RATING: Five slices of pie. And PIE is in the story a few times, too, which is always a plus in my book. (Noticing the porkpie hat on the cover, yes?)
“The top seller in the Brooklyn mosque number 34 sales division, having sold the most bean pies and newspapers and that mosque’s storied history. He was also wanted in Kansas for false imprisonment related to a domestic squabble and robbery, but that, he is assured the group, was a long story.”*
Miss Four Pie = “She had four hot blueberry pies in her oven first day I come on the job that whole house was stinking of blueberries.”
“He only knew that every Christmas since his guys pulled that lady out of the water, the church coloreds had dropped off two sweet potato pies and a cooked chicken outside his railroad boxcar. Why couldn’t more people get along that way?”
Challenge: Theta Book Club
Genre: Contemporary Lit, Historical Fiction?
Type/Source: Tradeback; purchased? I don’t recall how I got this.
Why I read this now: Selected Book for October’s Discussion
MOTIVATION for READING: Book Club!
“To what end, he wondered, had the Divine created the stars in heaven to fill a man with feelings of inspiration one day and insignificance the next?”
WHAT’s it ABOUT: Count Rostov, a member of Russian aristocracy, is designated a Non-Person, placed under house-arrest in 1928 and mostly forgotten by the Bolshevik powers that be. He adapts quite well to the decades and makes a new family of everyone he connects with.
“There’s a difference between being resigned to a situation and reconciled to it.”
THOUGHTS: One of my favorite things to do is to read reviews that vary from my personal reaction. Most reviews LOVE this story. However, a few readers found it ‘twee’. This word dismays me. I don’t quite have a definition set solid for what TWEE means. (Kind of like ska* music. I have NO IDEA.) If this was twee, it was smarter and more sharp-humor than I think of when something is called that descriptor. That could be my snobbery; Twee things aren’t smart, right?
I liked this story. I was caught up in how the Count was “making the best of it”. I was quite touched that he was all-in immediately to the surprise request of taking care of an 8 year old girl, “Sure, why not?” No protests, only a tiny touch of self-doubt or misunderstanding of what he (and the entire hotel staff, of course) was about to hide and handle.
And of course, she became a lovely accomplished young woman.
But what actually happens at the end? I’m not sure…
“The surest sign of wisdom is cheerfulness.? – Montaigne
I learned a lot or was given new things to think about on the history of Russia that was playing out on the streets outside of the hotel. It felt surreal, as do times now, actually. Is what is really going on in the US really happening?! How can the two sides’ perspective, the violence the anger the ‘fake news’ the accusations, be REAL?! Ugh, it is frightening and I wonder if we will survive to see the historical perspective on it in 20 years time.

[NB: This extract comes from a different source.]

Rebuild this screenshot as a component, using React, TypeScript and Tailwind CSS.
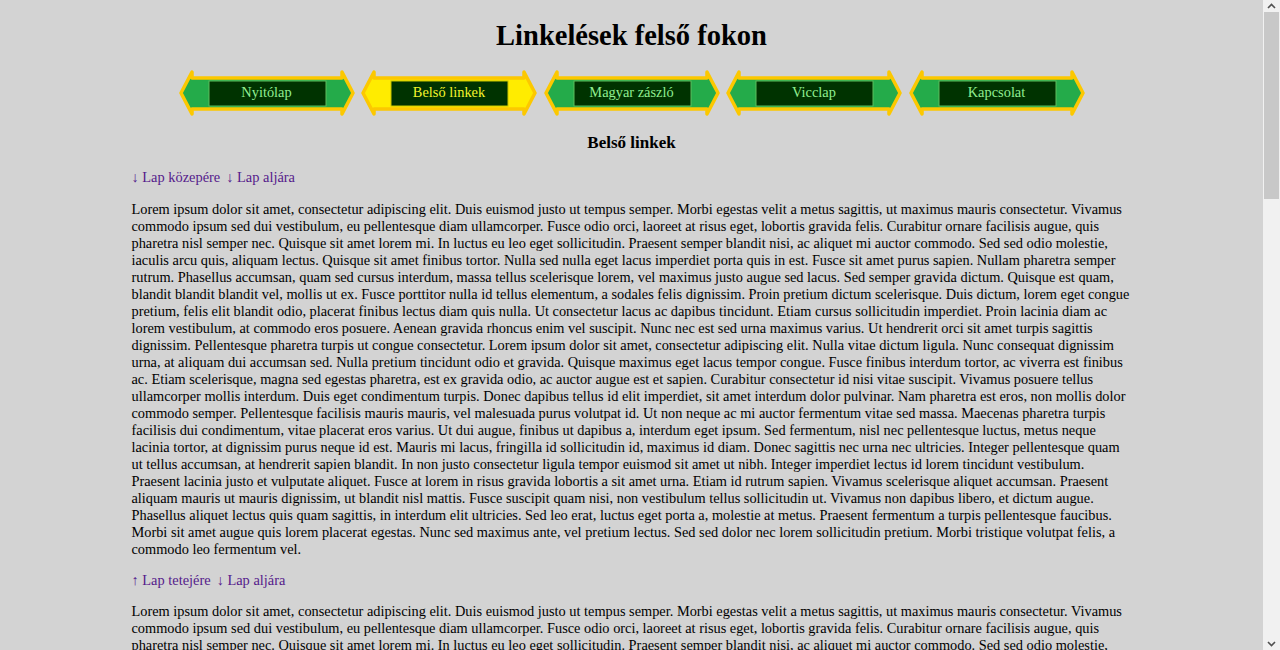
import React from 'react';

const lorem =
    'Lorem ipsum dolor sit amet, consectetur adipiscing elit. Duis euismod justo ut tempus semper. Morbi egestas velit a metus sagittis, ut maximus mauris consectetur. Vivamus commodo ipsum sed dui vestibulum, eu pellentesque diam ullamcorper. Fusce odio orci, laoreet at risus eget, lobortis gravida felis. Curabitur ornare facilisis augue, quis pharetra nisl semper nec. Quisque sit amet lorem mi. In luctus eu leo eget sollicitudin. Praesent semper blandit nisi, ac aliquet mi auctor commodo. Sed sed odio molestie, iaculis arcu quis, aliquam lectus. Quisque sit amet finibus tortor. Nulla sed nulla eget lacus imperdiet porta quis in est. Fusce sit amet purus sapien. Nullam pharetra semper rutrum. Phasellus accumsan, quam sed cursus interdum, massa tellus scelerisque lorem, vel maximus justo augue sed lacus. Sed semper gravida dictum. Quisque est quam, blandit blandit blandit vel, mollis ut ex. Fusce porttitor nulla id tellus elementum, a sodales felis dignissim. Proin pretium dictum scelerisque. Duis dictum, lorem eget congue pretium, felis elit blandit odio, placerat finibus lectus diam quis nulla. Ut consectetur lacus ac dapibus tincidunt. Etiam cursus sollicitudin imperdiet. Proin lacinia diam ac lorem vestibulum, at commodo eros posuere. Aenean gravida rhoncus enim vel suscipit. Nunc nec est sed urna maximus varius. Ut hendrerit orci sit amet turpis sagittis dignissim. Pellentesque pharetra turpis ut congue consectetur. Lorem ipsum dolor sit amet, consectetur adipiscing elit. Nulla vitae dictum ligula. Nunc consequat dignissim urna, at aliquam dui accumsan sed. Nulla pretium tincidunt odio et gravida. Quisque maximus eget lacus tempor congue. Fusce finibus interdum tortor, ac viverra est finibus ac. Etiam scelerisque, magna sed egestas pharetra, est ex gravida odio, ac auctor augue est et sapien. Curabitur consectetur id nisi vitae suscipit. Vivamus posuere tellus ullamcorper mollis interdum. Duis eget condimentum turpis. Donec dapibus tellus id elit imperdiet, sit amet interdum dolor pulvinar. Nam pharetra est eros, non mollis dolor commodo semper. Pellentesque facilisis mauris mauris, vel malesuada purus volutpat id. Ut non neque ac mi auctor fermentum vitae sed massa. Maecenas pharetra turpis facilisis dui condimentum, vitae placerat eros varius. Ut dui augue, finibus ut dapibus a, interdum eget ipsum. Sed fermentum, nisl nec pellentesque luctus, metus neque lacinia tortor, at dignissim purus neque id est. Mauris mi lacus, fringilla id sollicitudin id, maximus id diam. Donec sagittis nec urna nec ultricies. Integer pellentesque quam ut tellus accumsan, at hendrerit sapien blandit. In non justo consectetur ligula tempor euismod sit amet ut nibh. Integer imperdiet lectus id lorem tincidunt vestibulum. Praesent lacinia justo et vulputate aliquet. Fusce at lorem in risus gravida lobortis a sit amet urna. Etiam id rutrum sapien. Vivamus scelerisque aliquet accumsan. Praesent aliquam mauris ut mauris dignissim, ut blandit nisl mattis. Fusce suscipit quam nisi, non vestibulum tellus sollicitudin ut. Vivamus non dapibus libero, et dictum augue. Phasellus aliquet lectus quis quam sagittis, in interdum elit ultricies. Sed leo erat, luctus eget porta a, molestie at metus. Praesent fermentum a turpis pellentesque faucibus. Morbi sit amet augue quis lorem placerat egestas. Nunc sed maximus ante, vel pretium lectus. Sed sed dolor nec lorem sollicitudin pretium. Morbi tristique volutpat felis, a commodo leo fermentum vel.';

const menu = ['Nyitólap', 'Belső linkek', 'Magyar zászló', 'Vicclap', 'Kapcsolat'];

function ArrowButton({ label, active }: { label: string; active?: boolean }) {
    return (
        <a href="#" className="relative flex h-[46px] w-[176px] items-center justify-center no-underline">
            {/* double arrow shape behind the label */}
            <svg className="absolute inset-0" width="176" height="46" viewBox="0 0 176 46">
                <polygon
                    points="2,23 13,2 13,8 163,8 163,2 174,23 163,44 163,39 13,39 13,44"
                    fill={active ? '#ffec00' : '#24ab4a'}
                    stroke="#fcc800"
                    strokeWidth="3.5"
                    strokeLinejoin="round"
                />
                <rect x="30" y="11" width="117" height="25" fill="#003300" stroke={active ? '#c8c400' : '#5cbf5c'} strokeWidth="1" />
            </svg>
            <span className={`relative -mt-[2px] text-[14.4px] leading-[17px] ${active ? 'text-[#f4f52c]' : 'text-[#90ee90]'}`}>{label}</span>
        </a>
    );
}

function JumpLinks({ items }: { items: [string, string][] }) {
    return (
        <p className="flex gap-[6px] text-[14.4px] leading-[17px] text-[#551a8b]">
            {items.map(([arrow, text]) => (
                <a key={text} href="#">
                    {arrow} {text}
                </a>
            ))}
        </p>
    );
}

function FakeScrollbar() {
    return (
        <div className="fixed right-0 top-0 flex h-screen w-[17px] flex-col bg-[#f1f1f1]">
            <div className="flex h-[12px] items-center justify-center">
                <svg width="9" height="6" viewBox="0 0 9 6">
                    <path d="M1 5 L4.5 1.5 L8 5" fill="none" stroke="#505050" strokeWidth="1.6" />
                </svg>
            </div>
            <div className="mx-auto h-[187px] w-[15px] bg-[#c8c8c8]" />
            <div className="flex-1" />
            <div className="flex h-[12px] items-center justify-center">
                <svg width="9" height="6" viewBox="0 0 9 6">
                    <path d="M1 1 L4.5 4.5 L8 1" fill="none" stroke="#505050" strokeWidth="1.6" />
                </svg>
            </div>
        </div>
    );
}

export default function App() {
    return (
        <div className="min-h-screen bg-[#d3d3d3] pb-8 pr-[17px] font-['Liberation_Serif','Times_New_Roman',serif] text-black">
            <div className="mx-auto w-[1000px]">
                <h1 className="pt-[19px] text-center text-[28.5px] font-bold leading-[33px]">Linkelések felső fokon</h1>

                <nav className="mt-[18px] flex justify-center gap-[6.5px]">
                    {menu.map((m) => (
                        <ArrowButton key={m} label={m} active={m === 'Belső linkek'} />
                    ))}
                </nav>

                <h2 className="mt-[17px] text-center text-[17px] font-bold leading-[19px]">Belső linkek</h2>

                <div className="mt-[17px] flex flex-col gap-[14px]">
                    <JumpLinks items={[['↓', 'Lap közepére'], ['↓', 'Lap aljára']]} />
                    <p className="mt-[1px] text-[14.35px] leading-[17px]">{lorem}</p>
                    <JumpLinks items={[['↑', 'Lap tetejére'], ['↓', 'Lap aljára']]} />
                    <p className="text-[14.35px] leading-[17px]">{lorem}</p>
                    <JumpLinks items={[['↑', 'Lap tetejére'], ['↑', 'Lap közepére']]} />
                </div>
            </div>
            <FakeScrollbar />
        </div>
    );
}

RATING: I gave this 5 slices of pie. Because it was well written, I enjoyed it, I needed just this right now.
“I love your funny alphabet and those little pastries stuffed with meat.”
* Ska is unique because it really emphasizes the offbeats of the guitar; combines Jamaican drum sounds and jazz beats…
“It was a house without kindness, never meant to be lived in, not a fit place for people or for love or for hope.”
Challenge: Readers in Peril XV
Genre: Doesn’t Shirley Jackson have her own genre?
Why I read this now: Only a coincidence that my reading this happened to be during RIP, to be honest. I needed an audiobook, this one was available. I’ve always wanted to read it. Because Shirley.F.Jackson.
MOTIVATION for READING: See sentence above.
“Don’t do it, Eleanor told the little girl; insist on your cup of stars; once they have trapped you into being like everyone else you will never see your cup of stars again; don’t do it; and the little girl glanced at her, and smiled a little subtle, dimpling, wholly comprehending smile, and shook her head stubbornly at the glass. Brave girl, Eleanor thought; wise, brave girl.”
WHAT’s it ABOUT: A professor attempting to find a big breakthrough for his research and to make his place in Academia, invites many possible apprentices to join him in a stay at a house of ill (horror) repute. Only a few take him up on it.
But they are ALL IN, Baby!
THOUGHTS: So, I’ve maybe seen the movie? maybe PIECEs of the movie? I seem to know enough about that movie with (Liam Neeson, Lili Taylor, Catherine Zeta-Jones and Owen Wilson) but not quite the same. Same enough! Minor creative differences, is all.
The house is actually COOL, in its off kilter slightly not-square way. And the buildup is great. The guy who built the place was obviously way off his rocker and nothing is explained.
“I like apple pie with sour cream.”
I enjoyed the telling, I enjoyed the descriptions and the sense of place – extremely well done. I did see Lili as Eleanor and I could see CZJ as Theo, too. Liam Neeson will never be the professor. Yes, Jackson is a master – so good. Not really that scary in print, methinks. I may never watch the movie again nor the miniseries recently. I’m just NOT a scary movie person.